Fish farming is among Kamanyola's income-generating activities. It is practiced near the Ruzizi River, in the localities of Ishindiro and Irohero, near the natural border between Rwanda, Burundi, and the Democratic Republic of the Congo. Fish farming takes two primary forms: local production and imports. Locally, fish are farmed through the use of artificial ponds, covering around 30% of the area's consumption needs. However, to meet the overall demand, Kamanyola imports fish from Uvira, Kalemie, and Moba, with these external sources accounting for 70% of total consumption.

== Health facilities ==
Kamanyola is served by both state-run and private health institutions, which have seen improvements in medical services and sanitation due to the financial and material contributions of various humanitarian NGOs. Key healthcare facilities in the area include:

- Saint Joseph Hospital of Kamanyola (Hôpital Saint Joseph de Kamanyola; HSJK)
- Kamanyola Reference Health Center (Centre de Santé de Référence de Kamanyola; CSRK)
- Women's Initiative for Development (Initiative des Femmes pour le Développement; IFD) health center
- Kashenyi Health Center (Centre de Santé de Kashenyi).

Additionally, Red Cross health posts, dispensaries, and pharmacies are dispersed throughout Kamanyola's different localities.

== Transport ==
Kamanyola is a key hub for transportation and cross-border movement in South Kivu, located where the RN5 in the DRC intersects with Rwanda's NR11. It serves as both a transit point and destination for people traveling between the DRC, Rwanda, and Burundi.

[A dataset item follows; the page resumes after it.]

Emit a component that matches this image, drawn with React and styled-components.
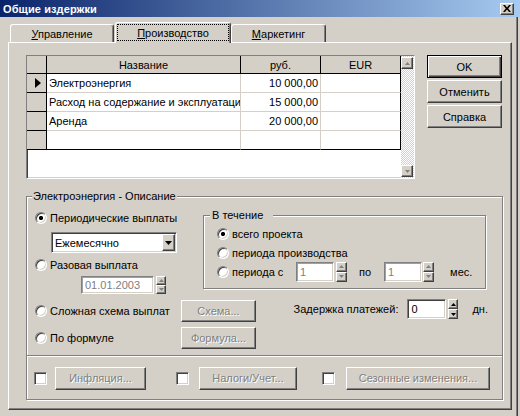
import React from "react";
import styled, { createGlobalStyle, css } from "styled-components";

const FACE = "#D4D0C8";

const GlobalStyle = createGlobalStyle`
  *, *::before, *::after { box-sizing: border-box; }
  html, body { margin: 0; padding: 0; background: ${FACE}; }
  body {
    font-family: "Liberation Sans", Arial, sans-serif;
    font-size: 11px;
    color: #000;
  }
`;

const raised = css`
  border: 1px solid;
  border-color: #fff #404040 #404040 #fff;
  box-shadow: inset -1px -1px 0 #808080;
  background: ${FACE};
`;

const sunken = css`
  border: 1px solid;
  border-color: #808080 #fff #fff #808080;
  box-shadow: inset 1px 1px 0 #404040, inset -1px -1px 0 ${FACE};
`;

const etched = css`
  border: 1px solid #808080;
  box-shadow: inset 1px 1px 0 #fff, 1px 1px 0 #fff;
`;

const Screen = styled.div`
  width: 520px;
  height: 416px;
  overflow: hidden;
  background: ${FACE};
`;

const TitleBar = styled.div`
  height: 17px;
  display: flex;
  align-items: center;
  justify-content: space-between;
  padding: 0 6px 0 3px;
  background: linear-gradient(to right, #0a246a, #a6caf0);
`;

const TitleText = styled.span`
  color: #fff;
  font-weight: bold;
  font-size: 11px;
  letter-spacing: 0.1px;
`;

const CloseButton = styled.div`
  width: 14px;
  height: 12px;
  ${raised};
  display: flex;
  align-items: center;
  justify-content: center;
`;

const WindowBody = styled.div`
  width: 518px;
  height: 399px;
  border-right: 1px solid #404040;
  box-shadow: inset -1px 0 0 #808080;
  padding: 0 5px 0 8px;
`;

const TabStrip = styled.div`
  height: 25px;
  display: flex;
  align-items: flex-end;
`;

const Tab = styled.div`
  flex: none;
  position: relative;
  width: ${(p) => p.$w}px;
  margin-left: ${(p) => p.$ml || 0}px;
  background: ${FACE};
  border: 1px solid;
  border-bottom: none;
  border-color: #fff #404040 #fff #fff;
  border-radius: 3px 3px 0 0;
  box-shadow: inset -1px 0 0 #808080;
  text-align: center;
  line-height: 13px;
  ${(p) =>
    p.$active
      ? css`
          height: 21px;
          margin-bottom: -1px;
          z-index: 1;
          padding: 1px 1px 2px 1px;
          display: flex;
        `
      : css`
          height: 18px;
          padding-top: 3px;
        `}
`;

const FocusRect = styled.div`
  flex: 1;
  border: 1px dotted #000;
  padding-top: 2px;
  text-align: center;
`;

const TabPage = styled.div`
  width: 504px;
  height: 368px;
  border: 1px solid;
  border-color: #fff #404040 #404040 #fff;
  box-shadow: inset -1px -1px 0 #808080;
  padding: 12px 0 0 17px;
  display: flex;
  flex-direction: column;
`;

const TopRow = styled.div`
  display: flex;
  gap: 12px;
  height: 124px;
`;

const GridFrame = styled.div`
  width: 389px;
  height: 124px;
  ${sunken};
  background: #fff;
  display: flex;
`;

const Cells = styled.div`
  width: 374px;
  display: grid;
  grid-template-columns: 20px 194px 80px 80px;
  grid-template-rows: 18px repeat(4, 19px);
  align-content: start;
`;

const HeadCell = styled.div`
  background: ${FACE};
  border-right: 1px solid #000;
  border-bottom: 1px solid #000;
  display: flex;
  align-items: center;
  justify-content: center;
  padding-top: 1px;
`;

const IndicatorCell = styled.div`
  background: ${FACE};
  border-right: 1px solid #000;
  border-bottom: 1px solid #000;
  display: flex;
  align-items: center;
  padding-left: 8px;
`;

const DataCell = styled.div`
  background: #fff;
  border-right: 1px solid ${(p) => (p.$lastCol ? "#000" : FACE)};
  border-bottom: 1px solid ${(p) => (p.$lastRow ? "#000" : FACE)};
  display: flex;
  align-items: center;
  justify-content: ${(p) => (p.$right ? "flex-end" : "flex-start")};
  padding: 0 2px;
  white-space: nowrap;
  overflow: hidden;
`;

const ScrollBar = styled.div`
  width: 13px;
  padding: 1px 1px 1px 0;
  display: flex;
  flex-direction: column;
  justify-content: space-between;
  background: repeating-conic-gradient(#fff 0 25%, ${FACE} 0 50%) 0 0 / 2px 2px;
`;

const ScrollButton = styled.div`
  width: 12px;
  height: 12px;
  ${raised};
  display: flex;
  align-items: center;
  justify-content: center;
`;

const ButtonColumn = styled.div`
  display: flex;
  flex-direction: column;
  gap: 2px;
`;

const Button = styled.div`
  flex: none;
  width: ${(p) => p.$w || 75}px;
  height: ${(p) => p.$h || 23}px;
  margin-left: ${(p) => p.$ml || 0}px;
  ${raised};
  display: flex;
  align-items: center;
  justify-content: center;
  white-space: nowrap;
  ${(p) =>
    p.$default &&
    css`
      border: 1px solid #000;
      box-shadow: inset 1px 1px 0 #fff, inset -1px -1px 0 #404040,
        inset -2px -2px 0 #808080;
    `}
  ${(p) =>
    p.$disabled &&
    css`
      color: #808080;
      text-shadow: 1px 1px 0 #fff;
    `}
`;

const GroupBox = styled.div`
  position: relative;
  margin-top: 17px;
  width: ${(p) => p.$w}px;
  height: ${(p) => p.$h}px;
  ${etched};
  display: flex;
  flex-direction: column;
`;

const Legend = styled.span`
  position: absolute;
  top: -7px;
  left: ${(p) => p.$left}px;
  line-height: 13px;
  padding: 0 ${(p) => p.$padRight || 1}px 0 ${(p) => p.$padLeft || 1}px;
  background: ${FACE};
  white-space: nowrap;
`;

const DescriptionArea = styled.div`
  height: 158px;
  padding: 13px 14px 0 8px;
  display: flex;
  flex-direction: column;
`;

const RowA = styled.div`
  display: flex;
  align-items: flex-start;
`;

const LeftStack = styled.div`
  width: 168px;
  flex: none;
  display: flex;
  flex-direction: column;
  align-items: flex-start;
`;

const RadioRow = styled.div`
  display: flex;
  align-items: center;
  gap: 3px;
  height: ${(p) => p.$h || 16}px;
  margin-top: ${(p) => p.$mt || 0}px;
  white-space: nowrap;
`;

const Radio = styled.span`
  flex: none;
  width: 12px;
  height: 12px;
  border-radius: 50%;
  border: 1px solid;
  border-color: #808080 #fff #fff #808080;
  box-shadow: inset 1px 1px 0 #404040, inset -1px -1px 0 ${FACE};
  background: ${(p) =>
    p.$checked
      ? "radial-gradient(circle, #000 0 1.8px, #fff 2.4px)"
      : "#fff"};
`;

const Combo = styled.div`
  margin: 6px 0 0 16px;
  width: 126px;
  height: 21px;
  ${sunken};
  background: #fff;
  display: flex;
  align-items: center;
  padding-left: 3px;
`;

const ComboButton = styled.div`
  margin-left: auto;
  margin-right: 1px;
  width: 13px;
  height: 17px;
  ${raised};
  display: flex;
  align-items: center;
  justify-content: center;
`;

const FieldRow = styled.div`
  display: flex;
  align-items: center;
  margin: ${(p) => p.$m || "0"};
  height: ${(p) => p.$h || 18}px;
`;

const Field = styled.div`
  flex: none;
  width: ${(p) => p.$w}px;
  height: ${(p) => p.$h || 20}px;
  margin-left: ${(p) => p.$ml || 0}px;
  ${sunken};
  background: #fff;
  display: flex;
  align-items: center;
  padding-left: 3px;
  color: ${(p) => (p.$disabled ? "#808080" : "#000")};
  ${(p) =>
    p.$disabled &&
    css`
      box-shadow: inset 1px 1px 0 #a0a0a0, inset -1px -1px 0 ${FACE};
    `}
`;

const SpinBox = styled.div`
  flex: none;
  width: ${(p) => p.$w}px;
  height: ${(p) => p.$h}px;
  margin-left: ${(p) => p.$ml || 0}px;
  display: flex;
  flex-direction: column;
`;

const SpinHalf = styled.div`
  flex: 1;
  ${raised};
  display: flex;
  align-items: center;
  justify-content: center;
`;

const InnerGroup = styled.div`
  position: relative;
  flex: none;
  margin-top: 5px;
  width: 283px;
  height: 74px;
  ${etched};
  padding: 8px 0 0 13px;
  display: flex;
  flex-direction: column;
`;

const InnerRow = styled.div`
  display: flex;
  align-items: center;
  height: 19px;
  white-space: nowrap;
`;

const RadioLabel = styled.span`
  margin-left: 3px;
  ${(p) =>
    p.$w &&
    css`
      width: ${p.$w}px;
      flex: none;
    `}
`;

const Text = styled.span`
  flex: none;
  margin-left: ${(p) => p.$ml || 0}px;
  white-space: nowrap;
`;

const RowB = styled.div`
  display: flex;
  align-items: flex-start;
  margin-top: 6px;
`;

const LeftB = styled.div`
  width: 221px;
  flex: none;
  display: flex;
  flex-direction: column;
  gap: 5px;
`;

const ActionRow = styled.div`
  display: flex;
  align-items: center;
  justify-content: space-between;
  height: 22px;
`;

const RightB = styled.div`
  flex: 1;
  display: flex;
  align-items: center;
  justify-content: flex-end;
  height: 20px;
  margin-top: -1px;
`;

const BottomSection = styled.div`
  flex: 1;
  border-top: 1px solid #808080;
  box-shadow: inset 0 1px 0 #fff;
  display: flex;
  align-items: center;
  padding: 1px 0 0 7px;
`;

const Checkbox = styled.span`
  flex: none;
  width: 13px;
  height: 13px;
  margin-left: ${(p) => p.$ml || 0}px;
  border: 1px solid;
  border-color: #808080 #fff #fff #808080;
  box-shadow: inset 1px 1px 0 #404040, inset -1px -1px 0 ${FACE};
  background: #fff;
`;

const Arrow = ({ dir = "down", color = "#000", w = 5, h = 3 }) => {
  const pts = dir === "down" ? `0,0 ${w},0 ${w / 2},${h}` : `0,${h} ${w},${h} ${w / 2},0`;
  return (
    <svg width={w} height={h} viewBox={`0 0 ${w} ${h}`} aria-hidden="true">
      <polygon points={pts} fill={color} />
    </svg>
  );
};

const CloseGlyph = () => (
  <svg width="8" height="7" viewBox="0 0 8 7" aria-hidden="true">
    <path d="M0 0H2L4 2.4L6 0H8L5.2 3.5L8 7H6L4 4.6L2 7H0L2.8 3.5Z" fill="#000" />
  </svg>
);

const RowPointer = () => (
  <svg width="6" height="10" viewBox="0 0 6 10" aria-hidden="true">
    <polygon points="0,0 6,5 0,10" fill="#000" />
  </svg>
);

const Spinner = ({ w, h, ml, disabled }) => (
  <SpinBox $w={w} $h={h} $ml={ml}>
    <SpinHalf>
      <Arrow dir="up" color={disabled ? "#808080" : "#000"} />
    </SpinHalf>
    <SpinHalf>
      <Arrow dir="down" color={disabled ? "#808080" : "#000"} />
    </SpinHalf>
  </SpinBox>
);

const rows = [
  { name: "Электроэнергия", rub: "10 000,00", current: true },
  { name: "Расход на содержание и эксплуатацию", rub: "15 000,00" },
  { name: "Аренда", rub: "20 000,00" },
  { name: "", rub: "" },
];

export default function App() {
  return (
    <>
      <GlobalStyle />
      <Screen>
        <TitleBar>
          <TitleText>Общие издержки</TitleText>
          <CloseButton>
            <CloseGlyph />
          </CloseButton>
        </TitleBar>
        <WindowBody>
          <TabStrip>
            <Tab $w={104} $ml={2}>
              <u>У</u>правление
            </Tab>
            <Tab $active $w={116} $ml={1}>
              <FocusRect>
                <u>П</u>роизводство
              </FocusRect>
            </Tab>
            <Tab $w={95}>
              <u>М</u>аркетинг
            </Tab>
          </TabStrip>
          <TabPage>
            <TopRow>
              <GridFrame>
                <Cells>
                  <HeadCell />
                  <HeadCell>Название</HeadCell>
                  <HeadCell>руб.</HeadCell>
                  <HeadCell>EUR</HeadCell>
                  {rows.map((r, i) => {
                    const last = i === rows.length - 1;
                    return (
                      <React.Fragment key={i}>
                        <IndicatorCell>{r.current && <RowPointer />}</IndicatorCell>
                        <DataCell $lastRow={last}>{r.name}</DataCell>
                        <DataCell $lastRow={last} $right>
                          {r.rub}
                        </DataCell>
                        <DataCell $lastRow={last} $lastCol />
                      </React.Fragment>
                    );
                  })}
                </Cells>
                <ScrollBar>
                  <ScrollButton>
                    <Arrow dir="up" color="#808080" />
                  </ScrollButton>
                  <ScrollButton>
                    <Arrow dir="down" color="#808080" />
                  </ScrollButton>
                </ScrollBar>
              </GridFrame>
              <ButtonColumn>
                <Button $default>OK</Button>
                <Button>Отменить</Button>
                <Button>Справка</Button>
              </ButtonColumn>
            </TopRow>

            <GroupBox $w={477} $h={204}>
              <Legend $left={5}>Электроэнергия - Описание</Legend>
              <DescriptionArea>
                <RowA>
                  <LeftStack>
                    <RadioRow>
                      <Radio $checked />
                      Периодические выплаты
                    </RadioRow>
                    <Combo>
                      Ежемесячно
                      <ComboButton>
                        <Arrow dir="down" w={7} h={4} />
                      </ComboButton>
                    </Combo>
                    <RadioRow $mt={4}>
                      <Radio />
                      Разовая выплата
                    </RadioRow>
                    <FieldRow $m="3px 0 0 46px" $h={18}>
                      <Field $w={73} $h={18} $disabled>
                        01.01.2003
                      </Field>
                      <Spinner w={10} h={18} ml={2} disabled />
                    </FieldRow>
                  </LeftStack>
                  <InnerGroup>
                    <Legend $left={6} $padLeft={2} $padRight={10}>
                      В течение
                    </Legend>
                    <InnerRow>
                      <Radio $checked />
                      <RadioLabel>всего проекта</RadioLabel>
                    </InnerRow>
                    <InnerRow>
                      <Radio />
                      <RadioLabel>периода производства</RadioLabel>
                    </InnerRow>
                    <InnerRow>
                      <Radio />
                      <RadioLabel $w={64}>периода с</RadioLabel>
                      <Field $w={38} $h={20} $disabled>
                        1
                      </Field>
                      <Spinner w={11} h={20} ml={2} disabled />
                      <Text $ml={12}>по</Text>
                      <Field $w={38} $h={20} $ml={13} $disabled>
                        1
                      </Field>
                      <Spinner w={11} h={20} ml={1} disabled />
                      <Text $ml={16}>мес.</Text>
                    </InnerRow>
                  </InnerGroup>
                </RowA>
                <RowB>
                  <LeftB>
                    <ActionRow>
                      <RadioRow>
                        <Radio />
                        Сложная схема выплат
                      </RadioRow>
                      <Button $h={22} $disabled>
                        Схема...
                      </Button>
                    </ActionRow>
                    <ActionRow>
                      <RadioRow>
                        <Radio />
                        По формуле
                      </RadioRow>
                      <Button $h={22} $disabled>
                        Формула...
                      </Button>
                    </ActionRow>
                  </LeftB>
                  <RightB>
                    <Text>Задержка платежей:</Text>
                    <Field $w={39} $h={20} $ml={9}>
                      0
                    </Field>
                    <Spinner w={10} h={20} ml={2} />
                    <Text $ml={14}>дн.</Text>
                  </RightB>
                </RowB>
              </DescriptionArea>
              <BottomSection>
                <Checkbox />
                <Button $w={91} $ml={8} $disabled>
                  Инфляция...
                </Button>
                <Checkbox $ml={30} />
                <Button $w={98} $ml={10} $disabled>
                  Налоги/Учет...
                </Button>
                <Checkbox $ml={25} />
                <Button $w={144} $ml={11} $disabled>
                  Сезонные изменения...
                </Button>
              </BottomSection>
            </GroupBox>
          </TabPage>
        </WindowBody>
      </Screen>
    </>
  );
}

=== Main transportation axes ===

| Route name | Direction and destination | Estimated daily flow | Purpose | Modes of transport | Ref. |
|---|---|---|---|---|---|
| Axe Kamanyola–Uvira (RN5) | South to Uvira and southern South Kivu | ~5,000 people | Trade, labor, healthcare, education, family visits | Buses, trucks, cars, motorcycles |  |
| Axe Kamanyola–Bukavu (RN5) | North to Bukavu via Ngomo escarpments | ~2,000 people | Trade in salted fish, onions, alcohol, construction materials | Road vehicles, pedestrians |  |
| Axe Kamanyola–Kamembe (NR11) | Cross-border to Kamembe/Bugarama in Rwanda | ~1,000 people | Commerce, health, labor, and social interactions through Point of Entry at Kamanyola | Cars, buses, motorcycles, bicycles, pedestrians |  |

=== Secondary routes ===

| Route name | Direction and destination | Estimated daily flow | Purpose | Modes of transport | Ref. |
|---|---|---|---|---|---|
| Axe Kamanyola–Kiliba–Cibitoke (Burundi) | Cibitoke (Burundi), via Rubenga | ~500 people | Cross-border movement, especially when Rubenga PoE access is limited | Motorcycles, pedestrians |  |
| Axe Kamanyola–Munanira | Munanira | ~200 people | Transport of goods (timber, charcoal), access to education, health, family | Motorcycles, bicycles, pedestrians |  |

=== Border crossings and control points ===
Kamanyola hosts one formal border post — the PoE Kamanyola — where agencies such as the Direction Générale de Migration (DGM, for migration), the Programme National d'Hygiène aux Frontières (PNHF, for public hygiene), and the SQAH (for animal health) oversee the movement of people, animals, and goods. Daily traffic at this PoE is estimated at 3,000 individuals. Additionally, five informal PoEs have been identified, located along the Ruzizi River (the natural border with Burundi), including Rubenga, Luberizi, Kaberagule, Nyamoma, and Kiliba. These points are often used to circumvent official crossings, especially when border controls are perceived as restrictive.